Allow us to ease the burden during an often worrying, complicated, and emotionally tough time — chat with us today about being the Executor of a Will.
More Executor of Will FAQs
What If the Executor Fails To Act?
If a designated Executor fails in their duties, any beneficiary may lodge a complaint with the NSW Supreme Court. Should you believe that you cannot fulfil the role of Executor, speak to us as soon as possible to discuss renouncing your role.
Can an Executor of a Will Be a Beneficiary in Australia?
Yes. There are no impediments to the Executor also being stated in the Will as a beneficiary.
What Is the Punishment for Executor Misconduct Australia?
If the Executor doesn’t conduct themselves appropriately, makes mistakes, or fails in their duties — they may have Probate revoked and face personal liability for financial loss.

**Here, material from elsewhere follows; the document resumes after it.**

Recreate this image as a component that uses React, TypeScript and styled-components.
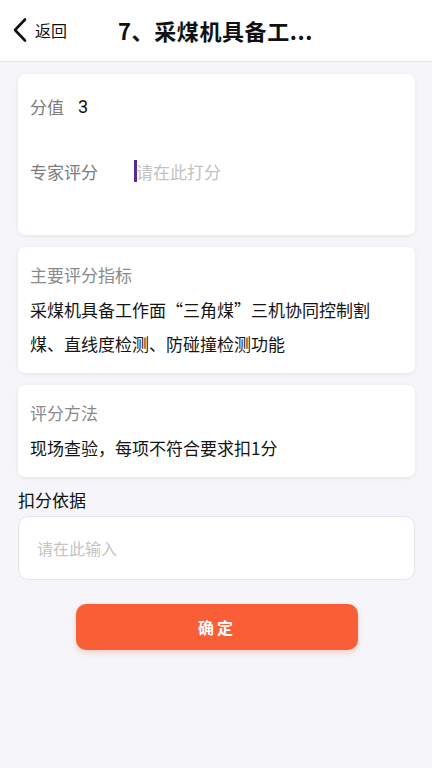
import React from "react";
import styled, { createGlobalStyle } from "styled-components";

const Global = createGlobalStyle`
  html, body { margin: 0; padding: 0; background: #f6f6fa; }
  body { font-family: "Noto Sans CJK SC", "Noto Sans", sans-serif; -webkit-font-smoothing: antialiased; }
  * { box-sizing: border-box; }
`;

const Page = styled.div`
  width: 432px;
  min-height: 768px;
  background: #f6f6fa;
  display: flex;
  flex-direction: column;
`;

const Header = styled.header`
  height: 62px;
  background: #fff;
  border-bottom: 1px solid #e6e6ec;
  display: flex;
  align-items: center;
  padding: 0 0 2px 12px;
`;

const Back = styled.div`
  display: flex;
  align-items: center;
  gap: 7px;
  width: 106px;
  font-size: 16px;
  color: #111;
`;

const Title = styled.h1`
  margin: 0;
  font-size: 22px;
  font-weight: 700;
  color: #111;
  letter-spacing: 0.6px;
`;

const Content = styled.main`
  padding: 12px 17px 0 18px;
  display: flex;
  flex-direction: column;
  gap: 12px;
`;

const Card = styled.section<{ $pad?: string }>`
  background: #fff;
  border-radius: 7px;
  box-shadow: 0 1px 4px rgba(0, 0, 0, 0.08);
  padding: ${(p) => p.$pad ?? "12px 40px 12px 12px"};
`;

const Row = styled.div<{ $h: number }>`
  height: ${(p) => p.$h}px;
  display: flex;
  align-items: center;
  font-size: 17px;
`;

const RowLabel = styled.span<{ $w: number }>`
  color: #7c7c7c;
  width: ${(p) => p.$w}px;
`;

const Value = styled.span`
  color: #111;
  font-size: 18px;
  font-family: "Roboto", "Noto Sans CJK SC", sans-serif;
`;

const Placeholder = styled.span`
  color: #c2c2c2;
  display: flex;
  align-items: center;
`;

const Caret = styled.span`
  display: inline-block;
  width: 3px;
  height: 22px;
  background: #5a2a94;
  margin-right: -1px;
`;

const Label = styled.div`
  font-size: 17px;
  line-height: 32px;
  color: #8a8a8a;
`;

const Body = styled.p`
  margin: 2px 0 0;
  font-size: 17px;
  line-height: 34px;
  color: #141414;
`;

const SectionTitle = styled.div`
  font-size: 17px;
  line-height: 22px;
  color: #111;
`;

const TextBox = styled.div`
  height: 64px;
  background: #fff;
  border: 1px solid #e3e3e8;
  border-radius: 10px;
  display: flex;
  align-items: center;
  padding-left: 18px;
  font-size: 16px;
  color: #c4c4c4;
  margin-top: -7px;
`;

const Button = styled.button`
  align-self: center;
  margin: 12px 0 0 1px;
  width: 282px;
  height: 46px;
  border: none;
  border-radius: 10px;
  background: #f95e36;
  color: #fff;
  font-family: inherit;
  font-size: 16px;
  font-weight: 700;
  letter-spacing: 3px;
  box-shadow: 0 3px 6px rgba(249, 94, 54, 0.25);
`;

export default function App() {
  return (
    <Page>
      <Global />
      <Header>
        <Back>
          <svg width="16" height="26" viewBox="0 0 16 26" fill="none">
            <path d="M13 2.5 L3 13 L13 23.5" stroke="#111" strokeWidth="2.6" strokeLinecap="round" strokeLinejoin="round" />
          </svg>
          <span>返回</span>
        </Back>
        <Title>7、采煤机具备工...</Title>
      </Header>
      <Content>
        <Card $pad="0 12px 31px 12px">
          <Row $h={64}>
            <RowLabel $w={48}>分值</RowLabel>
            <Value>3</Value>
          </Row>
          <Row $h={66}>
            <RowLabel $w={104}>专家评分</RowLabel>
            <Placeholder>
              <Caret />
              请在此打分
            </Placeholder>
          </Row>
        </Card>
        <Card>
          <Label>主要评分指标</Label>
          <Body>采煤机具备工作面“三角煤”三机协同控制割煤、直线度检测、防碰撞检测功能</Body>
        </Card>
        <Card>
          <Label>评分方法</Label>
          <Body>现场查验，每项不符合要求扣1分</Body>
        </Card>
        <SectionTitle>扣分依据</SectionTitle>
        <TextBox>请在此输入</TextBox>
        <Button>确定</Button>
      </Content>
    </Page>
  );
}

What Is the Punishment for an Executor Acting Fraudulently?
In addition to having Probate revoked and being liable for financial losses — an Executor who is alleged to have acted fraudulently may also face criminal charges.
What Does an Executor of a Will Do in NSW If They’re Confused by the Position?
If you’re unsure of the duties, responsibilities, and requirements of being an Executor — we strongly recommend speaking to a legal professional.
At Falzon Legal, our specialist team of Wills and Estate Lawyers are more than happy to guide and assist you through this position — speak to us today.
Can a Sole Beneficiary Be an Executor of a Will?
Yes. There are no barriers to a sole beneficiary also taking on the role of Executor. Typically this occurs when the deceased’s spouse inherits the estate.
What Does an Executor of a Will Do in Australia About Challenges to the Will?
Should you be the Executor of a Will, and during the fulfilment of your duties you receive notification that the document is being challenged — stop and contact Falzon Legal immediately.
Contests and challenges to a will require specialist attention. If you begin to allocate and divide the estate during such action — you may be found liable for financial losses.